Hang up and drive

Published 12:00 am Monday, July 29, 2002

Stand on a street corner and count the number of drivers talking on their cell phones as they navigate traffic.

Be prepared to count every other vehicle.

Recently, one town became the first to outlaw the use of cell phones while driving, It was no coincidence that this was the first town to mandate seatbelts. This is a town that cares for its citizens. Another town passed a law against it when a two-year-old girl was killed by a driver who ran a red light while talking on a cell phone. What a shame she had to die for the law to be passed - but perhaps her sacrifice will save another child at another intersection. We know of one woman who was almost killed when she was broadsided by a cell phone user. The driver was assaulted by the victim's husband when she approached the wreck, phone still in hand, and asked if she should call the police.

The police pressed charges - against the driver.

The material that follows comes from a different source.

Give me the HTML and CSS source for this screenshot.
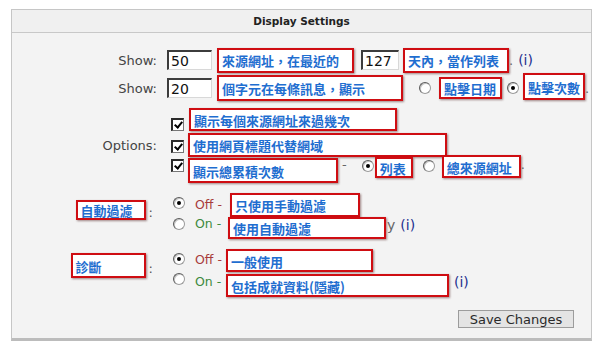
FILE: index.html
```html
<!DOCTYPE html>
<html lang="zh-Hant">

<head>
    <meta charset="UTF-8">
    <meta name="viewport" content="width=device-width, initial-scale=1.0">
    <title>Display Settings</title>
    <link rel="stylesheet" href="styles.css">
</head>

<body>
    <main class="panel">
        <div class="panel-title">Display Settings</div>
        <form class="settings">
            <div class="setting show-referrers">
                <div class="setting-label">Show:</div>
                <div class="setting-field">
                    <div class="line">
                        <input type="text" class="num num-short" value="50">
                        <span class="note note-referrers">來源網址，在最近的</span>
                        <input type="text" class="num num-days" value="127">
                        <span class="note note-days">天內，當作列表</span>
                        <span class="dot">.</span>
                        <span class="info info-days">(i)</span>
                    </div>
                </div>
            </div>

            <div class="setting show-chars">
                <div class="setting-label">Show:</div>
                <div class="setting-field">
                    <div class="line">
                        <input type="text" class="num num-short" value="20">
                        <span class="note note-chars">個字元在每條訊息，顯示</span>
                        <span class="radio radio-date"></span>
                        <span class="note note-date">點擊日期</span>
                        <span class="radio on radio-hits"></span>
                        <span class="note note-hits">點擊次數</span>
                        <span class="dot">.</span>
                    </div>
                </div>
            </div>

            <div class="setting options">
                <div class="setting-label">Options:</div>
                <div class="setting-field opts">
                    <div class="line opt opt-a">
                        <span class="check"></span>
                        <span class="note note-count">顯示每個來源網址來過幾次</span>
                    </div>
                    <div class="line opt opt-b">
                        <span class="check"></span>
                        <span class="note note-title">使用網頁標題代替網域</span>
                    </div>
                    <div class="line opt opt-c">
                        <span class="check"></span>
                        <span class="note note-total">顯示總累積次數</span>
                        <span class="dash">-</span>
                        <span class="radio on radio-list"></span>
                        <span class="note note-list">列表</span>
                        <span class="radio radio-sources"></span>
                        <span class="note note-sources">總來源網址</span>
                        <span class="dot">.</span>
                    </div>
                </div>
            </div>

            <div class="setting autofilter">
                <div class="setting-label top">
                    <span class="note note-filter-label">自動過濾</span>
                    <span class="colon">:</span>
                </div>
                <div class="setting-field choices">
                    <div class="line choice choice-off">
                        <span class="radio on"></span>
                        <span class="state off">Off -</span>
                        <span class="note note-manual">只使用手動過濾</span>
                    </div>
                    <div class="line choice choice-on">
                        <span class="radio"></span>
                        <span class="state on">On -</span>
                        <span class="note note-auto">使用自動過濾</span>
                        <span class="tail">y</span>
                        <span class="info">(i)</span>
                    </div>
                </div>
            </div>

            <div class="setting diagnostics">
                <div class="setting-label top">
                    <span class="note note-diag-label">診斷</span>
                    <span class="colon">:</span>
                </div>
                <div class="setting-field choices">
                    <div class="line choice choice-off">
                        <span class="radio on"></span>
                        <span class="state off">Off -</span>
                        <span class="note note-normal">一般使用</span>
                    </div>
                    <div class="line choice choice-on">
                        <span class="radio"></span>
                        <span class="state on">On -</span>
                        <span class="note note-extra">包括成就資料(隱藏)</span>
                        <span class="info">(i)</span>
                    </div>
                </div>
            </div>

            <div class="actions">
                <button type="button" class="save-btn">Save Changes</button>
            </div>
        </form>
    </main>
</body>

</html>
```

FILE: styles.css
```css
* {
    padding: 0px;
    margin: 0px;
    box-sizing: border-box;
}

body {
    background-color: #ffffff;
    font-family: "DejaVu Sans", Verdana, sans-serif;
    font-size: 13px;
    color: #444444;
}

.panel {
    width: 581px;
    margin: 9px 0 0 11px;
    border: 1px solid #c6c6c6;
    border-bottom: 3px solid #bcbcbc;
    background-color: #f3f3f3;
}

.panel-title {
    height: 23px;
    line-height: 22px;
    border-bottom: 1px solid #c8c8c8;
    background-color: #f0f0f0;
    text-align: center;
    font-size: 10.5px;
    font-weight: bold;
    color: #222222;
}

.settings {
    padding: 14px 0 10px 0;
}

.setting {
    display: grid;
    grid-template-columns: 145px 1fr;
    column-gap: 10px;
}

.setting-label {
    display: flex;
    align-items: center;
    justify-content: flex-end;
    white-space: nowrap;
}

.setting-label.top {
    align-items: flex-start;
}

.line {
    display: flex;
    align-items: center;
    white-space: nowrap;
}

/* rows */
.show-referrers .line {
    height: 26px;
}

.show-chars .line {
    height: 30px;
}

.options {
    margin-top: 4px;
}

.opts {
    padding-left: 4px;
}

.opt {
    align-items: flex-start;
}

.opt-a {
    height: 25px;
}

.opt-b {
    height: 25px;
}

.opt-c {
    height: 27px;
}

.opt-a .check {
    margin-top: 11px;
}

.opt-b .check {
    margin-top: 8px;
}

.opt-c .check {
    margin-top: 2px;
}

.opt .note {
    margin-top: 1px;
}

.autofilter,
.diagnostics {
    margin-top: 9px;
}

.choices {
    padding-left: 6px;
}

.choice {
    align-items: flex-start;
}

.autofilter .choice-off {
    height: 24px;
}

.autofilter .choice-on {
    height: 23px;
}

.diagnostics .choice-off {
    height: 25px;
}

.diagnostics .choice-on {
    height: 24px;
}

.autofilter .choice-off .radio {
    margin-top: 4px;
}

.autofilter .choice-off .state {
    margin-top: 4px;
}

.autofilter .choice-on .radio {
    margin-top: 1px;
}

.autofilter .choice-on .state {
    margin-top: -1px;
}

.diagnostics .choice-off .radio {
    margin-top: 4px;
}

.diagnostics .choice-off .state {
    margin-top: 3px;
}

.diagnostics .choice-on .radio {
    margin-top: -1px;
}

.autofilter .state {
    width: 45px;
}

.diagnostics .state {
    width: 41px;
}

.autofilter .choice-on .note {
    margin-left: -2px;
}

/* form bits */
.num {
    height: 20px;
    padding: 1px 0 0 2px;
    border-top: 2px solid #3c3c3c;
    border-left: 2px solid #3c3c3c;
    border-right: 1px solid #d8d8d8;
    border-bottom: 1px solid #d8d8d8;
    background-color: #ffffff;
    font-family: "DejaVu Sans", Verdana, sans-serif;
    font-size: 14px;
    color: #111111;
    outline: none;
}

.num-short {
    width: 45px;
}

.num-days {
    width: 38px;
    margin-left: 7px;
}

.radio {
    position: relative;
    flex: none;
    width: 12px;
    height: 12px;
    border-radius: 50%;
    border: 1px solid #9a9a9a;
    border-top-color: #5a5a5a;
    border-left-color: #5a5a5a;
    background-color: #ffffff;
    box-shadow: inset 1px 1px 0 #c4c4c4;
}

.radio.on::after {
    content: "";
    position: absolute;
    left: 3px;
    top: 3px;
    width: 4px;
    height: 4px;
    border-radius: 50%;
    background-color: #000000;
}

.check {
    position: relative;
    flex: none;
    width: 13px;
    height: 13px;
    border-top: 2px solid #2a2a2a;
    border-left: 2px solid #2a2a2a;
    border-right: 1px solid #777777;
    border-bottom: 1px solid #777777;
    background-color: #ffffff;
}

.check::after {
    content: "";
    position: absolute;
    left: 3px;
    top: 0px;
    width: 3px;
    height: 6px;
    border-right: 2px solid #000000;
    border-bottom: 2px solid #000000;
    transform: rotate(40deg);
}

.state {
    flex: none;
    line-height: 16px;
    padding-left: 10px;
    font-size: 12.5px;
    color: #555555;
}

.state.off {
    color: #a83c3c;
}

.state.on {
    color: #3d8a3d;
}

.dot,
.dash,
.tail {
    color: #666666;
}

.dash {
    margin-left: 4px;
    line-height: 16px;
}

.tail {
    margin-left: 1px;
    font-size: 14px;
}

.info {
    margin-left: 5px;
    font-size: 14px;
    color: #1d2f8f;
}

.info-days {
    margin-left: 5px;
}

.colon {
    margin: 0 4px 0 3px;
    line-height: 40px;
    color: #555555;
}

/* red callouts */
.note {
    display: flex;
    align-items: center;
    flex: none;
    height: 24px;
    padding: 1px 0 0 3px;
    border: 2px solid #cf0d12;
    box-shadow: 1px 1px 2px rgba(60, 0, 0, 0.45);
    background-color: #ffffff;
    font-family: "Noto Sans CJK TC", "Noto Sans CJK SC", sans-serif;
    font-size: 13px;
    font-weight: bold;
    color: #1f6ed0;
}

.note-referrers {
    width: 137px;
    height: 25px;
    margin-left: 5px;
}

.note-days {
    width: 106px;
    height: 25px;
    margin-left: 4px;
}

.note-chars {
    width: 186px;
    height: 26px;
    margin-left: 5px;
}

.radio-date {
    margin-left: 16px;
}

.note-date {
    width: 63px;
    height: 22px;
    margin-left: 8px;
}

.radio-hits {
    margin-left: 5px;
}

.note-hits {
    width: 62px;
    height: 27px;
    margin: -3px 0 0 4px;
}

.note-count {
    width: 208px;
    height: 23px;
    margin-left: 5px;
}

.note-title {
    width: 259px;
    margin-left: 4px;
}

.note-total {
    width: 150px;
    height: 25px;
    margin-left: 4px;
}

.radio-list {
    margin: 3px 0 0 15px;
}

.opt .note-list {
    width: 38px;
    height: 21px;
    margin: 0 0 0 1px;
}

.radio-sources {
    margin: 3px 0 0 10px;
}

.opt .note-sources {
    width: 79px;
    height: 23px;
    margin: -2px 0 0 7px;
}

.note-filter-label {
    width: 70px;
    height: 20px;
    margin-top: 7px;
}

.note-diag-label {
    width: 75px;
    height: 25px;
    margin-top: 4px;
}

.note-manual {
    width: 130px;
}

.note-auto {
    width: 158px;
    height: 22px;
}

.note-normal {
    width: 147px;
    height: 23px;
}

.note-extra {
    width: 223px;
    height: 23px;
}

.actions {
    display: flex;
    justify-content: flex-end;
    margin-top: 12px;
    padding-right: 17px;
}

.save-btn {
    width: 116px;
    height: 18px;
    border: 1px solid #9c9c9c;
    background-color: #e4e4e4;
    font-family: "DejaVu Sans", Verdana, sans-serif;
    font-size: 13px;
    line-height: 15px;
    color: #2a2a2a;
}
```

We understand the need for communication in these busty days, when every minute is slotted on the daily planner. But we also understand that the phone companies offer caller ID, paging and answering services. There are earphone kits that allow the driver to keep both hands on the wheel, but this does not remove the fact that the driver's attention is split between maneuvering a vehicle and carrying on a conversation. Once behind the wheel, the driver should be focusing only on the road.

We are not calling for an out-and-out law forbidding the use of cell phones while driving - yet. What we are calling for is caution and common sense. We are asking these drivers to pull off of the road if they feel they must take their calls. When the phone rings, weigh this question in your mind - can the caller's information be more valuable than the life of another human being?